Directions for this task =
Answer with a number only: how many lines of the data contain "styled"?

Data =
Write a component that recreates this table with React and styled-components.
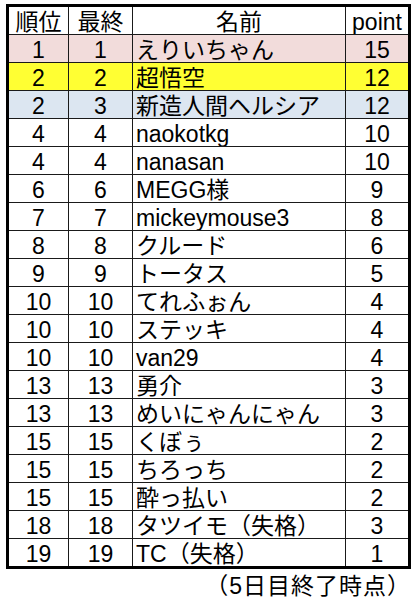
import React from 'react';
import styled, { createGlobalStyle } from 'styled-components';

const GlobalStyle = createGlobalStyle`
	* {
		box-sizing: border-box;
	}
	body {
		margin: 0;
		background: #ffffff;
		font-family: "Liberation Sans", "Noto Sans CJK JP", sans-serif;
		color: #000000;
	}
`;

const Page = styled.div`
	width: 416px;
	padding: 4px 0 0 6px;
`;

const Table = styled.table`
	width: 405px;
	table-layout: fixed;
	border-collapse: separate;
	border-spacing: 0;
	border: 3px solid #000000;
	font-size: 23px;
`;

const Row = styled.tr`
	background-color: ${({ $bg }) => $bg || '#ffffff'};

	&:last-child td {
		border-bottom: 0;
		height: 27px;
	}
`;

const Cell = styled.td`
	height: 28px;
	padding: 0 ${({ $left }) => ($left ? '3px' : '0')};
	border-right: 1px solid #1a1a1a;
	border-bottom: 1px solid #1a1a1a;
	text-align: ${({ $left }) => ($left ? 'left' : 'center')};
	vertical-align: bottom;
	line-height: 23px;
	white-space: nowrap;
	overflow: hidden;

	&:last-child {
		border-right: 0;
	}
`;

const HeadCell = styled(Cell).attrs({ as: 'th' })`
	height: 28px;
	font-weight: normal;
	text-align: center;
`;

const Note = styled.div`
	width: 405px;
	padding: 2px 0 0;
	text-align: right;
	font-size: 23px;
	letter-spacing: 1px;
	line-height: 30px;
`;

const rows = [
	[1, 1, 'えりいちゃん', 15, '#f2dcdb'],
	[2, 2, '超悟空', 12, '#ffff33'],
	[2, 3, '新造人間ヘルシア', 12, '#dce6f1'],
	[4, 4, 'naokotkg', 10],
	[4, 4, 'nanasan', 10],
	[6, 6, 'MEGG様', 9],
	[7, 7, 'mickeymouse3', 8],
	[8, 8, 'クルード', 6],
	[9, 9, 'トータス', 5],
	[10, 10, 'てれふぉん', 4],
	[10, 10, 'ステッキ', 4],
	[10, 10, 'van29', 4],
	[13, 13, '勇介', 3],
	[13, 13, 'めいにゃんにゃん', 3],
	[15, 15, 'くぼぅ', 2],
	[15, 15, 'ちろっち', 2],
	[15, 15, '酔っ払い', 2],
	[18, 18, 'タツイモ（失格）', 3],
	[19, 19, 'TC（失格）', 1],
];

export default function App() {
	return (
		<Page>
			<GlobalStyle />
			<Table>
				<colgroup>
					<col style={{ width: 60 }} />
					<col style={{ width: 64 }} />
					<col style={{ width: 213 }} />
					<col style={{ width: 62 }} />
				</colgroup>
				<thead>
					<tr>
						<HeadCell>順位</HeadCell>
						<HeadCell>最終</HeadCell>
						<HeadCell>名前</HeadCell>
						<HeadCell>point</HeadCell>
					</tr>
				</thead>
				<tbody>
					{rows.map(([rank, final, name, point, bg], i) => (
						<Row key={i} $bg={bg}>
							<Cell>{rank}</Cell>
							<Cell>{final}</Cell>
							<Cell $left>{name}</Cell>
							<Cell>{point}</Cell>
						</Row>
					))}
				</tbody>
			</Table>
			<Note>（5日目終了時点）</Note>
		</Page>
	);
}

Solved problem =
8